**WHAT TO WORK ON**
Skip the pictures. Set down, word for word, the lines from the start of the material up to and including the line with "import React from".

**DATA PROVIDED**

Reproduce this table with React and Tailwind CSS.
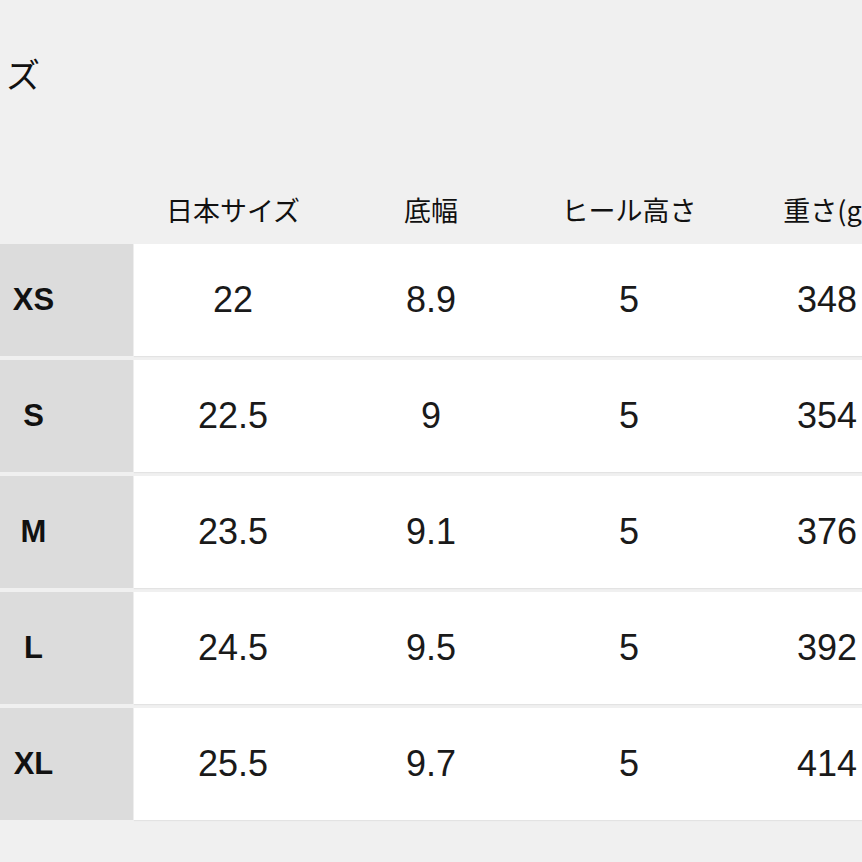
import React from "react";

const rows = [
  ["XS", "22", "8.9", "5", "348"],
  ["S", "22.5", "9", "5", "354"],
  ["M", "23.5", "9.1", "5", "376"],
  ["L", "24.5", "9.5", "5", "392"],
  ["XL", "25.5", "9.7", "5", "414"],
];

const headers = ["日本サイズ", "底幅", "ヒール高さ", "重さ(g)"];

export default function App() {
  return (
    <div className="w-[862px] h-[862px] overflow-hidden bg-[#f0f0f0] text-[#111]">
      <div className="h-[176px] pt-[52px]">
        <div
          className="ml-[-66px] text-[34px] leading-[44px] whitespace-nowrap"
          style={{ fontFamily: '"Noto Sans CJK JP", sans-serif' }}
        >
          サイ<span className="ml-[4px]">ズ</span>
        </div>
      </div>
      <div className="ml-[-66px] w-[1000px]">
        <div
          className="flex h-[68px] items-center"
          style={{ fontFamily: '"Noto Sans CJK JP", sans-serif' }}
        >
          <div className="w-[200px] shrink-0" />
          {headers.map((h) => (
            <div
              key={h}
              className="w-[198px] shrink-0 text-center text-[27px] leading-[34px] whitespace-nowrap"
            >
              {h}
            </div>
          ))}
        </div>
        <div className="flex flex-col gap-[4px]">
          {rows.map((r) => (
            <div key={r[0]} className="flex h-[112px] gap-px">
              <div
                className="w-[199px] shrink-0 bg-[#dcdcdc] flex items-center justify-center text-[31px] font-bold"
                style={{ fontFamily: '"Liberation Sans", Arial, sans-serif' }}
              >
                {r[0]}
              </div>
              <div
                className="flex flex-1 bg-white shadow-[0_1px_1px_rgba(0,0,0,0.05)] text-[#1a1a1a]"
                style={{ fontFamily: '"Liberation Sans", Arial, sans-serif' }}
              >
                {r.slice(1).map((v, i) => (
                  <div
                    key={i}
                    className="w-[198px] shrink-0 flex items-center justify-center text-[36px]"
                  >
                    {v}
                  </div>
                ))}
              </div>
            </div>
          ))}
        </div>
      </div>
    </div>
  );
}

**IN RESPONSE**
Reproduce this table with React and Tailwind CSS.
import React from "react";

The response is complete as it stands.